US National Institute of Standards searching for quantum computers to break cryptographic standards

Concerns about the potential for quantum computers to break existing cryptographic standards have inspired a broad search for new alternatives. These post-quantum cryptosystems will need to be robust against attacks by both classical algorithms and emerging new quantum algorithms.

This search has inspired a broad competition organised by the US National Institute of Standards and Technology to identify the most promising candidates from the security and performance perspectives. Last year, NIST whittled down its shortlist to seven finalists and eight alternative candidates from 82 initial proposals.

The competition looks at some of the best approaches for two kinds of applications: public-key encryption, and digital signatures. As part of this competition, researchers explore several families of cryptographic algorithms. The NIST competition’s primary goal is to identify the best algorithm across many families of post-quantum cryptosystems such as lattice-based cryptography, code-based cryptography, multivariate-based cryptography, or hash-based cryptography.

“NIST will probably standardise several candidates from different families of post-quantum cryptosystems in order to mitigate the risks associated to the deployment of post-quantum cryptography,” said Dr Loïc Bidoux, Senior Cryptographer at the Technology Innovation Institute.

As the NIST has announced that a new call for proposals for digital signatures will be issued for the fourth round of the competition, Dr Bidoux said. “I expect several code-based signatures to be submitted to the fourth round of the NIST competition following recent results in the field.”

The new library

Researchers at the Technology Innovation Institute’s Cryptography Research Centre, along with their academic partners, have introduced the world’s first rank-based cryptography library. Rank-based cryptography is a sub-part of a code-based cryptography. The core ideas arose from research into how error-correcting codes techniques could be applied to cryptography.

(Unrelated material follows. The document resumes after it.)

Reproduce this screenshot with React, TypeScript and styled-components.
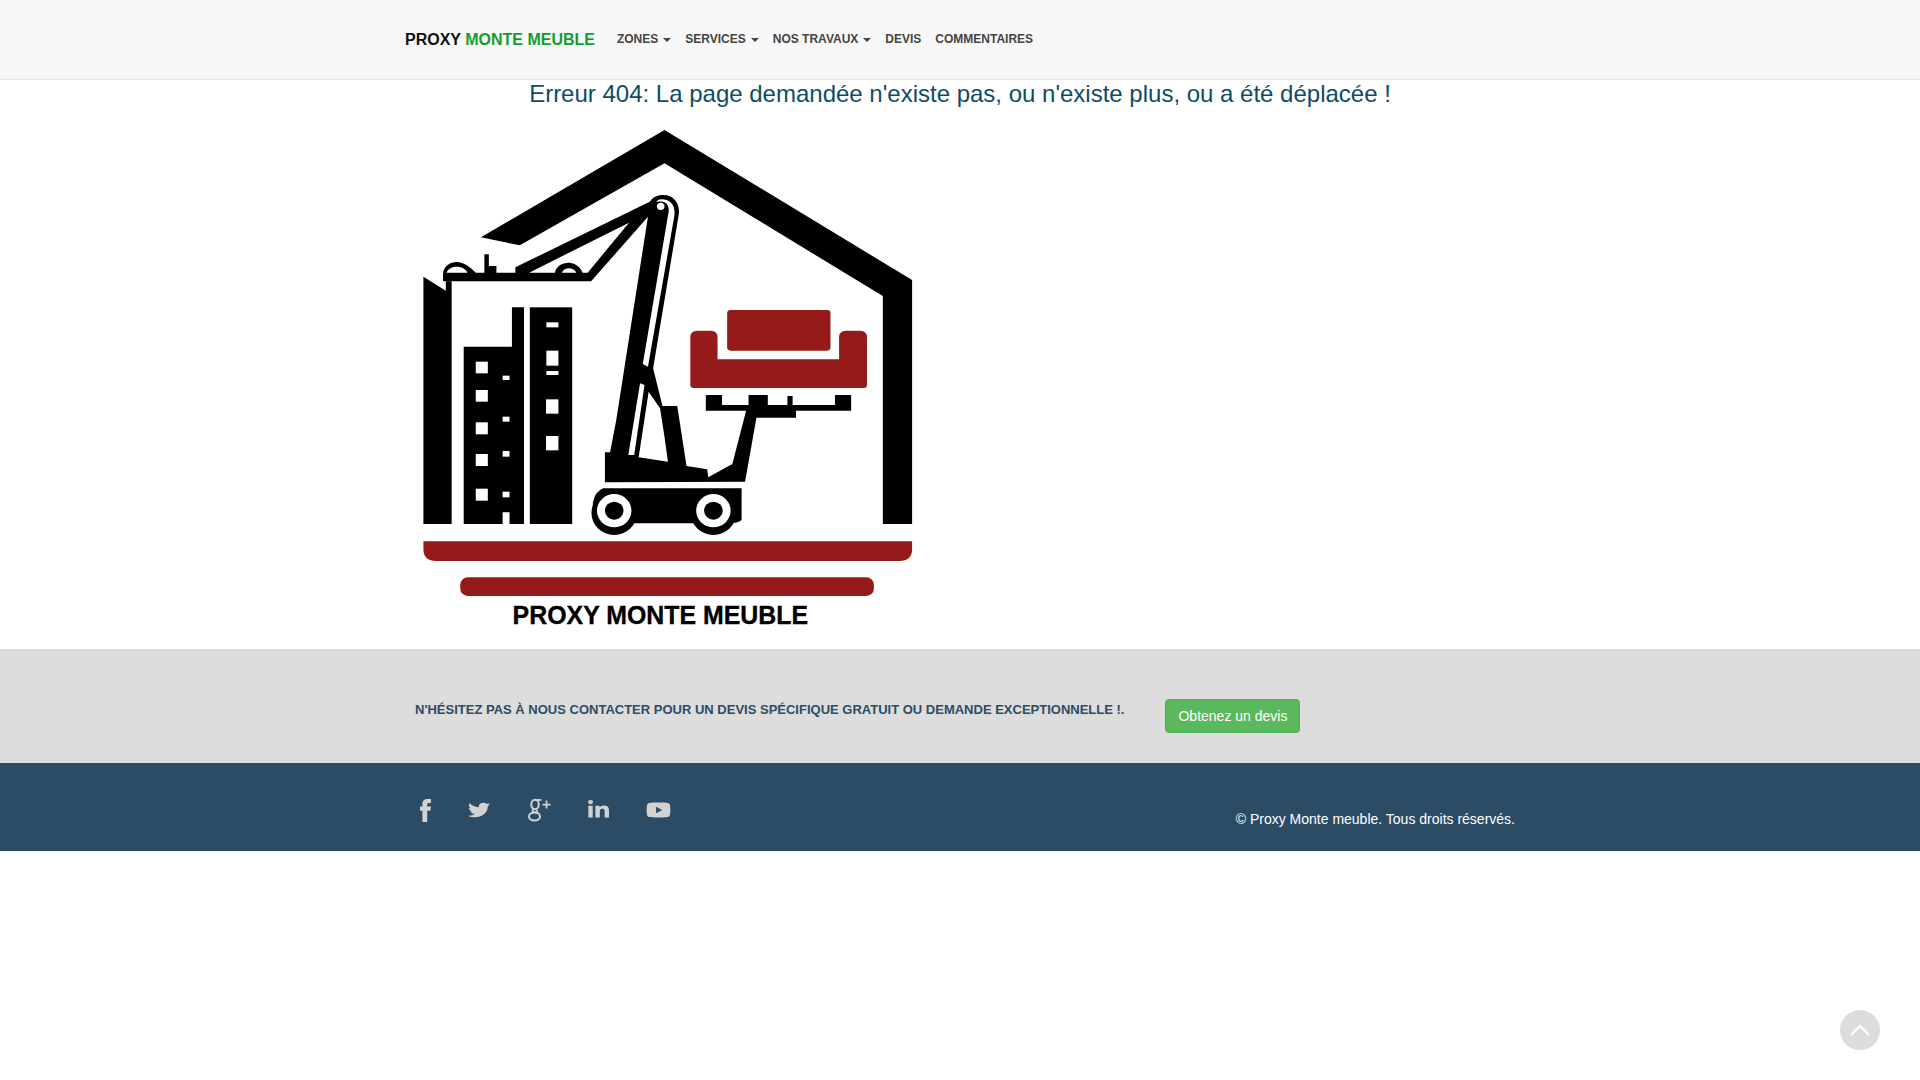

There are two critical aspects of implementing these rank-based systems. First, the algorithms need to perform a special kind of arithmetic operations, and second, dedicated decoding algorithms need to be supported.

Researchers had previously developed libraries for these arithmetic operations. But these implementations were not tailored nor optimised for rank-based cryptography. Therefore, the new library outperforms existing libraries on these operations in the specific context of rank-based cryptography. In addition, this library is also the first effort to implement and maintain the dedicated decoding algorithms used by rank-based cryptosystems.

Available for research

The rank-based cryptography library originated from RQC and ROLLO, two rank-based candidates that were submitted to the NIST post-quantum standardisation process. Indeed, one requirement of the NIST competition was that teams would submit an implementation of their proposed cryptosystem.

The new library is entirely public and available for other researchers to experiment with. Dr Bidoux said that “by making the rank-based cryptography library public, we aim to promote and foster community efforts on code-based cryptography in the rank metric setting.”